PROBLEM TO WORK ON
Go through the material below and copy all lines with "page".

DATA EXCERPT
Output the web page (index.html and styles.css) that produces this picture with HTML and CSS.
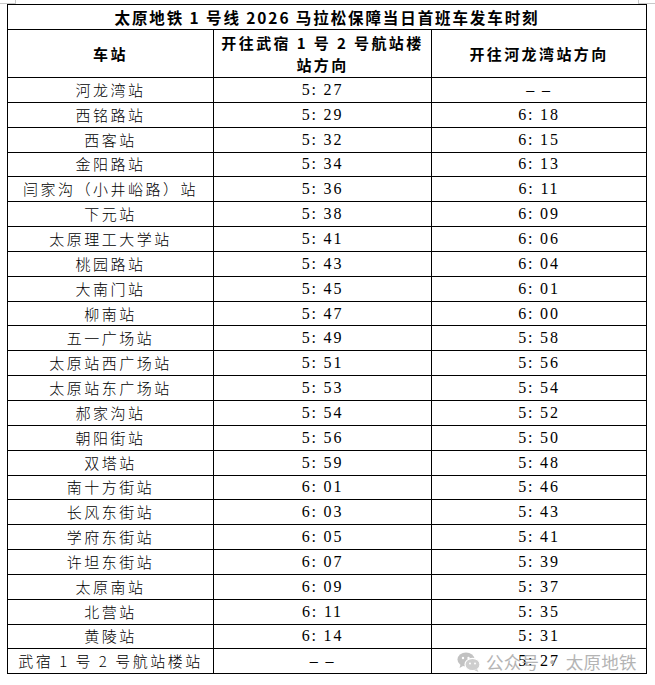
FILE: index.html
```html
<!DOCTYPE html>
<html lang="zh-CN">
<head>
<meta charset="utf-8">
<title>太原地铁1号线2026马拉松保障当日首班车发车时刻</title>
<link rel="stylesheet" href="styles.css">
</head>
<body>
<div class="page">
  <span class="mark mark-tl"></span>
  <span class="mark mark-tr"></span>
  <table class="timetable">
    <colgroup>
      <col class="c1"><col class="c2"><col class="c3">
    </colgroup>
    <thead>
      <tr class="title-row"><th colspan="3">太原地铁 1 号线 2026 马拉松保障当日首班车发车时刻</th></tr>
      <tr class="head-row">
        <th>车站</th>
        <th>开往武宿 1 号 2 号航站楼<br>站方向</th>
        <th>开往河龙湾站方向</th>
      </tr>
    </thead>
    <tbody>
      <tr><td>河龙湾站</td><td class="t">5: 27</td><td class="t">– –</td></tr>
      <tr><td>西铭路站</td><td class="t">5: 29</td><td class="t">6: 18</td></tr>
      <tr><td>西客站</td><td class="t">5: 32</td><td class="t">6: 15</td></tr>
      <tr><td>金阳路站</td><td class="t">5: 34</td><td class="t">6: 13</td></tr>
      <tr><td>闫家沟（小井峪路）站</td><td class="t">5: 36</td><td class="t">6: 11</td></tr>
      <tr><td>下元站</td><td class="t">5: 38</td><td class="t">6: 09</td></tr>
      <tr><td>太原理工大学站</td><td class="t">5: 41</td><td class="t">6: 06</td></tr>
      <tr><td>桃园路站</td><td class="t">5: 43</td><td class="t">6: 04</td></tr>
      <tr><td>大南门站</td><td class="t">5: 45</td><td class="t">6: 01</td></tr>
      <tr><td>柳南站</td><td class="t">5: 47</td><td class="t">6: 00</td></tr>
      <tr><td>五一广场站</td><td class="t">5: 49</td><td class="t">5: 58</td></tr>
      <tr><td>太原站西广场站</td><td class="t">5: 51</td><td class="t">5: 56</td></tr>
      <tr><td>太原站东广场站</td><td class="t">5: 53</td><td class="t">5: 54</td></tr>
      <tr><td>郝家沟站</td><td class="t">5: 54</td><td class="t">5: 52</td></tr>
      <tr><td>朝阳街站</td><td class="t">5: 56</td><td class="t">5: 50</td></tr>
      <tr><td>双塔站</td><td class="t">5: 59</td><td class="t">5: 48</td></tr>
      <tr><td>南十方街站</td><td class="t">6: 01</td><td class="t">5: 46</td></tr>
      <tr><td>长风东街站</td><td class="t">6: 03</td><td class="t">5: 43</td></tr>
      <tr><td>学府东街站</td><td class="t">6: 05</td><td class="t">5: 41</td></tr>
      <tr><td>许坦东街站</td><td class="t">6: 07</td><td class="t">5: 39</td></tr>
      <tr><td>太原南站</td><td class="t">6: 09</td><td class="t">5: 37</td></tr>
      <tr><td>北营站</td><td class="t">6: 11</td><td class="t">5: 35</td></tr>
      <tr><td>黄陵站</td><td class="t">6: 14</td><td class="t">5: 31</td></tr>
      <tr><td>武宿 1 号 2 号航站楼站</td><td class="t">– –</td><td class="t">5: 27</td></tr>
    </tbody>
  </table>
  <div class="watermark">
    <svg class="wm-icon" viewBox="0 0 24 22" width="24" height="22" aria-hidden="true">
      <ellipse cx="9" cy="8.5" rx="8.5" ry="7" fill="#b8b8b8"/>
      <path d="M3.5 13.5 L2.5 17 L6.5 14.8 Z" fill="#b8b8b8"/>
      <ellipse cx="15.5" cy="13.5" rx="7.5" ry="6.2" fill="#c6c6c6" stroke="#fff" stroke-width="1.2"/>
      <path d="M20 18 L21.5 21 L17.5 19.3 Z" fill="#c6c6c6"/>
      <circle cx="6" cy="7" r="1.2" fill="#fff"/>
      <circle cx="11.5" cy="7" r="1.2" fill="#fff"/>
      <circle cx="13" cy="12.5" r="1" fill="#fff"/>
      <circle cx="18" cy="12.5" r="1" fill="#fff"/>
    </svg>
    <span class="wm-text">公众号 · 太原地铁</span>
  </div>
</div>
</body>
</html>
```

FILE: styles.css
```css
html, body {
  margin: 0;
  padding: 0;
  background: #ffffff;
}

.page {
  position: relative;
  width: 655px;
  height: 685px;
  padding-top: 4px;
  padding-left: 7px;
  box-sizing: border-box;
  font-family: "Noto Sans CJK SC", "Noto Sans", sans-serif;
  color: #000;
}

.mark {
  position: absolute;
  border-color: #c8c8c8;
  border-style: solid;
  width: 15px;
  height: 3px;
}
.mark-tl {
  left: 0;
  top: 0;
  border-width: 0 1px 1px 0;
}
.mark-tr {
  left: 638px;
  top: 0;
  border-width: 0 0 1px 1px;
  width: 17px;
}

.timetable {
  border-collapse: collapse;
  table-layout: fixed;
  width: 639px;
}

.c1 { width: 206px; }
.c2 { width: 218px; }
.c3 { width: 215px; }

.timetable th,
.timetable td {
  border: 1px solid #000;
  padding: 0;
  text-align: center;
  vertical-align: middle;
  overflow: hidden;
  white-space: nowrap;
}

.title-row th {
  height: 24px;
  font-size: 15.5px;
  font-weight: 700;
  letter-spacing: 1.9px;
  line-height: 20px;
}

.head-row th {
  height: 47px;
  font-size: 15px;
  font-weight: 700;
  letter-spacing: 2.4px;
  line-height: 22px;
}

.timetable td {
  height: 23.85px;
  font-size: 15px;
  font-weight: 300;
  letter-spacing: 2.5px;
  line-height: 20px;
}

.timetable td.t {
  font-family: "Liberation Serif", "DejaVu Serif", serif;
  font-size: 16px;
  letter-spacing: 1.8px;
}

.watermark {
  position: absolute;
  left: 457px;
  top: 649px;
  display: flex;
  align-items: center;
  gap: 5px;
  opacity: 0.85;
  pointer-events: none;
}

.wm-text {
  font-family: "Noto Sans CJK SC", "Noto Sans", sans-serif;
  font-size: 17.5px;
  color: #a8a8a8;
  letter-spacing: 0.3px;
  white-space: nowrap;
}
```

RESULT FOR THIS EXERCISE
Output the web page (index.html and styles.css) that produces this picture with HTML and CSS.
<div class="page">
.page {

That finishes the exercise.